A very good article. After I use the font size approach, the font appears in the same size in both IE 5.0 and Netscape most of time (I have tested so far). A problem on the Netscape 7.1 is that the percentage seems to be ignored sometimes. Font on one page is small, it may be bigger on the next page. How to work around this problem?
I’m not a designer, just an amateur who got tired of comments like “It looks fair to horrible on my big monitor…” So I got around to making a liquid layout using percentages for dimensions and absolute positioning (in progress)
http://www-personal.usyd.edu.au/~ctillam/japanland/3puzzles/3puzzles.html
Then I found this article, and am now experimenting with ems as a layout and text dimension: great. So nice to see the container expand with the text. Just one thing…

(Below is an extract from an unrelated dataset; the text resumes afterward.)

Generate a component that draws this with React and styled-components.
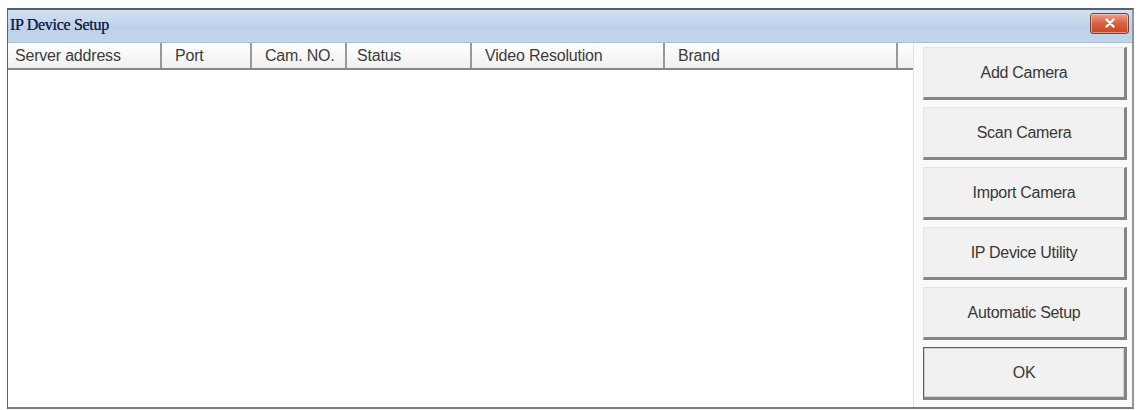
import React from 'react';
import styled, { createGlobalStyle } from 'styled-components';

const GlobalStyle = createGlobalStyle`
  body {
    margin: 0;
    background: #ffffff;
    font-family: "Liberation Sans", Arial, sans-serif;
  }
`;

const Window = styled.div`
  margin: 8px 0 0 7px;
  width: 1127px;
  height: 401px;
  box-sizing: border-box;
  border: 1px solid #5d6670;
  border-top: 2px solid #56606b;
  border-right: 2px solid #8f969d;
  border-bottom: 2px solid #7a7a7a;
  background: #fafafa;
  display: flex;
  flex-direction: column;
`;

const TitleBar = styled.div`
  height: 32px;
  flex-shrink: 0;
  display: flex;
  align-items: center;
  justify-content: space-between;
  padding: 0 3px 0 2px;
  background: linear-gradient(#d3e1f1, #bcd1e9 55%, #c2d5eb);
  border-bottom: 1px solid #aabed7;
`;

const Title = styled.span`
  font-family: "Liberation Serif", "Times New Roman", serif;
  font-size: 16px;
  color: #18244a;
  letter-spacing: -0.3px;
  margin-top: -2px;
  text-shadow: 0 0 0.4px #18244a;
`;

const CloseButton = styled.div`
  width: 39px;
  height: 21px;
  margin-top: -6px;
  box-sizing: border-box;
  border: 1px solid #6e4540;
  border-radius: 3px;
  background: linear-gradient(#eaa28b, #d9603f 50%, #c64629);
  display: flex;
  align-items: center;
  justify-content: center;
  box-shadow: inset 0 0 0 1px rgba(255, 215, 200, 0.55);
`;

const Body = styled.div`
  flex: 1;
  display: flex;
`;

const ListView = styled.div`
  width: 905px;
  background: #ffffff;
  border-right: 1px solid #e4e4e4;
  display: flex;
  flex-direction: column;
`;

const HeaderRow = styled.div`
  display: flex;
  height: 27px;
  background: linear-gradient(#ffffff, #f0f0f0);
  border-bottom: 2px solid #878787;
  box-sizing: border-box;
`;

const HeaderCell = styled.div`
  width: ${p => p.$w}px;
  box-sizing: border-box;
  padding-left: ${p => p.$pad}px;
  border-right: ${p => (p.$last ? 'none' : '2px solid #999999')};
  font-size: 16px;
  letter-spacing: -0.2px;
  color: #3c3c3c;
  display: flex;
  align-items: center;
  white-space: nowrap;
`;

const ButtonColumn = styled.div`
  display: flex;
  flex-direction: column;
  gap: 7px;
  padding: 4px 0 0 9px;
`;

const Button = styled.button`
  width: 204px;
  height: 53px;
  box-sizing: border-box;
  background: #f1f1f1;
  border: 1px solid ${p => (p.$default ? '#5f5f5f' : '#e4e4e4')};
  border-right: 3px solid #858585;
  border-bottom: 3px solid #858585;
  ${p => p.$default && 'box-shadow: inset 0 0 0 1px #d0d0d0;'}
  font-family: "Liberation Sans", Arial, sans-serif;
  font-size: 16px;
  letter-spacing: -0.3px;
  color: #383838;
  padding: 0;
`;

const columns = [
  ['Server address', 154, 7],
  ['Port', 90, 13],
  ['Cam. NO.', 95, 13],
  ['Status', 125, 10],
  ['Video Resolution', 193, 13],
  ['Brand', 233, 13],
  ['', 15, 0],
];

const actions = ['Add Camera', 'Scan Camera', 'Import Camera', 'IP Device Utility', 'Automatic Setup'];

export default function App() {
  return (
    <>
      <GlobalStyle />
      <Window>
        <TitleBar>
          <Title>IP Device Setup</Title>
          <CloseButton>
            <svg width="12" height="10" viewBox="0 0 12 10">
              <path d="M2.5 1.5 L9.5 8.5 M9.5 1.5 L2.5 8.5" stroke="#ffffff" strokeWidth="2.4" strokeLinecap="round" />
            </svg>
          </CloseButton>
        </TitleBar>
        <Body>
          <ListView>
            <HeaderRow>
              {columns.map(([label, w, pad], i) => (
                <HeaderCell key={i} $w={w} $pad={pad} $last={i === columns.length - 1}>
                  {label}
                </HeaderCell>
              ))}
            </HeaderRow>
          </ListView>
          <ButtonColumn>
            {actions.map(a => (
              <Button key={a}>{a}</Button>
            ))}
            <Button $default>OK</Button>
          </ButtonColumn>
        </Body>
      </Window>
    </>
  );
}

On a mac, using IE5, I had my body style set at 100% and a div which wraps all the text set at 1.2em; within, there’s a nested div with a margin-top of 1em.
Guess what: blank screen. No text at all.
Then I scrolled down, and there was the text, about one-third of the scroll-bar’s travel downwards. A top-margin of 1em on the nested div translated into, at a guess, 1200 pixels.
NS6 and Mozilla render as styled.
This behaviour is consistent for font sizes greater than 1.13em and less than 1.25em.
One of life’s little mysteries.
IE6 Win and points
And while we’re on text-resizing capabilities: I happily accepted what you see written everywhere, including ALA, that Internet Explorer will resize text set in points. This is a miserable and misleading half-truth, as you too can find out for yourself if you investigate the settings at Tools/Internet Options/Accessibility.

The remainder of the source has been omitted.